An anonymous reader writes: Sometime in 2017, Intel will ship the first processors built using the company's new, 10-nanometer chip-manufacturing technology. Intel says transistors produced in this way will be cheaper than those that came before, continuing the decades-long trend at the heart of Moore's Law -- and contradicting widespread talk that transistor-production costs have already sunk as low as they will go.

In the coming years, Intel plans to make further improvements to the design of these transistors. And, for the first time, the company will optimize its manufacturing technology to accommodate other companies that wish to use Intel's facilities to produce chips based on ARM architecture, which is nearly ubiquitous in modern mobile processors.

23 of 182 comments (clear)

  1. Re:monopoly by Stolpskott · · Score: 2

    Not sure would say Intel has a monopoly, but there is a huge capital cost involved in adopting each new generation of fabrication facilities, to the point where there are very few companies that can take a seat at that table - that is the reason why most chip design companies outsource their fabrication requirements to one of the companies with the desired/required technical facilities.

  2. No Moore's Law by Artem+S.+Tashkinov · · Score: 2, Insightful

    One cannot imagine how freaking tired I am of hearing about Moore's Law - there's no law, there's never been one. There was a mere observation that the number of transistors doubled every 18 months or so.

    Whoever decided to call this observation a law must forever be held up to shame. And the ones who keep repeating this nonsense.

  3. Yeah right... by klingens · · Score: 3, Insightful

    Moore's Law isn't dead, that's why Intel already has the 3rd 14nm CPU family and is planning another one, Coffee Lake, in 14 nm before moving on to 10nm.
    Intel isn't making 4 different CPU families on 14nm cause the process works so well and is so cheap.
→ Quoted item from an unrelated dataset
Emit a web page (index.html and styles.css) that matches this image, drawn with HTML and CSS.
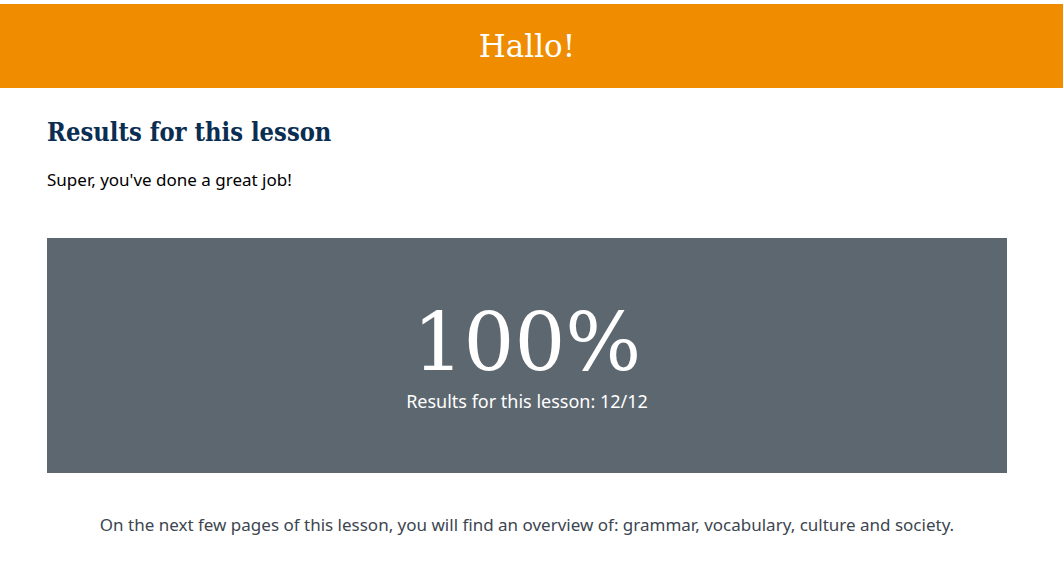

    First 14nm, Broadwell, was released 2014, released abysmally late and very underperforming, and the first 10nm is expected to be released 1h 2018. They may sample a few trial wafers in 2017, but there won't be a chip sold. 4 years is not what Moore's Law promised back then, and the Tick-Tock model is totally dead and buried as well.

    This IEEE Spectrum rag sounds worse like Popular Mechanic with that much paid cheerleading bullshit.
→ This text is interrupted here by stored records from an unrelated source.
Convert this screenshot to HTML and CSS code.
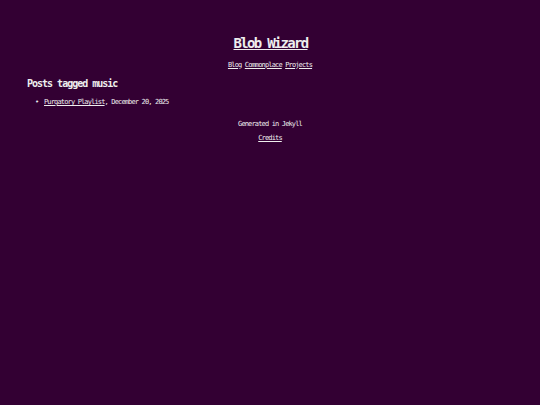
FILE: index.html
```html
<!DOCTYPE html>
<html>
<head>
<meta charset="utf-8">
<link rel="stylesheet" href="styles.css">
</head>
<body>
<div class="page">
  <header class="site-header">
    <h1 class="site-title"><a href="#">Blob Wizard</a></h1>
    <nav class="site-nav"><a href="#">Blog</a> <a href="#">Commonplace</a> <a href="#">Projects</a></nav>
  </header>
  <main class="content">
    <h2 class="tag-title">Posts tagged music</h2>
    <ul class="post-list">
      <li><a href="#">Purgatory Playlist</a>, December 20, 2025</li>
    </ul>
  </main>
  <footer class="site-footer">
    <p class="generated">Generated in Jekyll</p>
    <p class="credits"><a href="#">Credits</a></p>
  </footer>
</div>
</body>
</html>
```

FILE: styles.css
```css
html, body {
  margin: 0;
  padding: 0;
  background: #330033;
}
body {
  color: #eeeeee;
  font-family: "DejaVu Sans Mono", monospace;
  min-height: 405px;
}
a {
  color: #eeeeee;
  text-decoration: underline;
}
.page {
  padding: 35px 27px 0 27px;
}
.site-header {
  text-align: center;
}
.site-title {
  margin: 0;
  font-size: 14px;
  line-height: 16px;
  font-weight: bold;
  letter-spacing: -1.7px;
  padding-left: 1px;
}
.site-nav {
  margin-top: 9.5px;
  font-size: 7px;
  line-height: 9px;
  letter-spacing: -0.85px;
}
.tag-title {
  margin: 8.5px 0 0 0;
  font-size: 10px;
  line-height: 12px;
  font-weight: bold;
  letter-spacing: -1px;
}
.post-list {
  margin: 8px 0 0 0;
  padding-left: 8px;
  list-style: none;
  font-size: 7px;
  line-height: 9px;
  letter-spacing: -0.85px;
}
.post-list li::before {
  content: "\2022";
  display: inline-block;
  width: 9px;
  letter-spacing: 0;
}
.site-footer {
  text-align: center;
  font-size: 7px;
  line-height: 9px;
  letter-spacing: -0.85px;
}
.generated {
  margin: 13px 0 0 0;
}
.credits {
  margin: 5px 0 0 0;
}
```
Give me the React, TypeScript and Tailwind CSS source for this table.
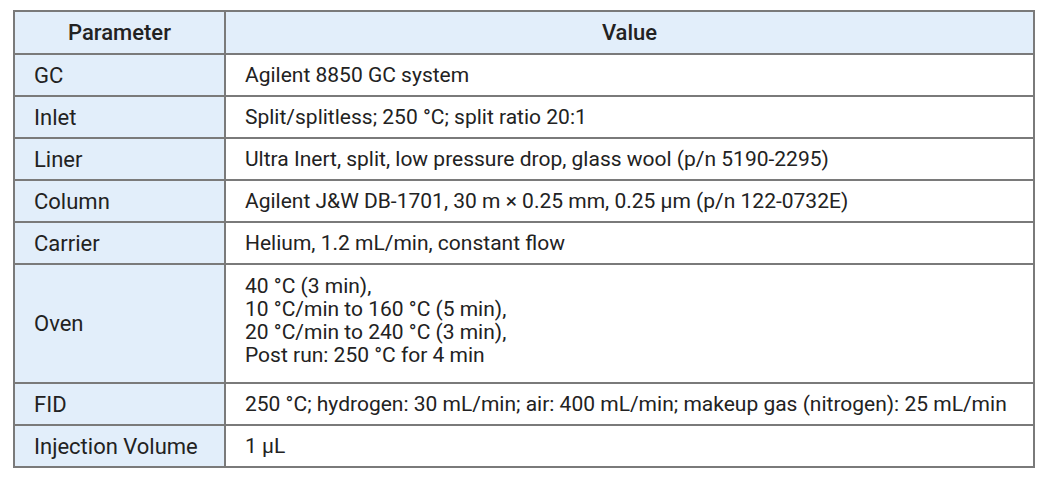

    1. Re:Yeah right... by Tough+Love · · Score: 4, Informative

      Moore's law has been decelerating for a long time but is far from dead. What's really surprising is how far visible light lithography has been pushed, when everybody thought EUV would be needed long ago. Now, feature size is _way_ less than the wavelength, nice trick that. Even less than EUV wavelength. Probably, EUV will be used for 5nm nodes. Nanoimprint might take over when EUV reaches its limits. This is while staying with silicon. A 1 nm transistor (gate size) has already been demonstrated, and it won't stop there.

      --
      When all you have is a hammer, every problem starts to look like a thumb.
  4. Exclusive rights have a purpose by fyngyrz · · Score: 4, Informative

    ...all you have to do is weaken patents. They do not help innovation and are mainly used to keep unwanted competition from entering into lucrative markets.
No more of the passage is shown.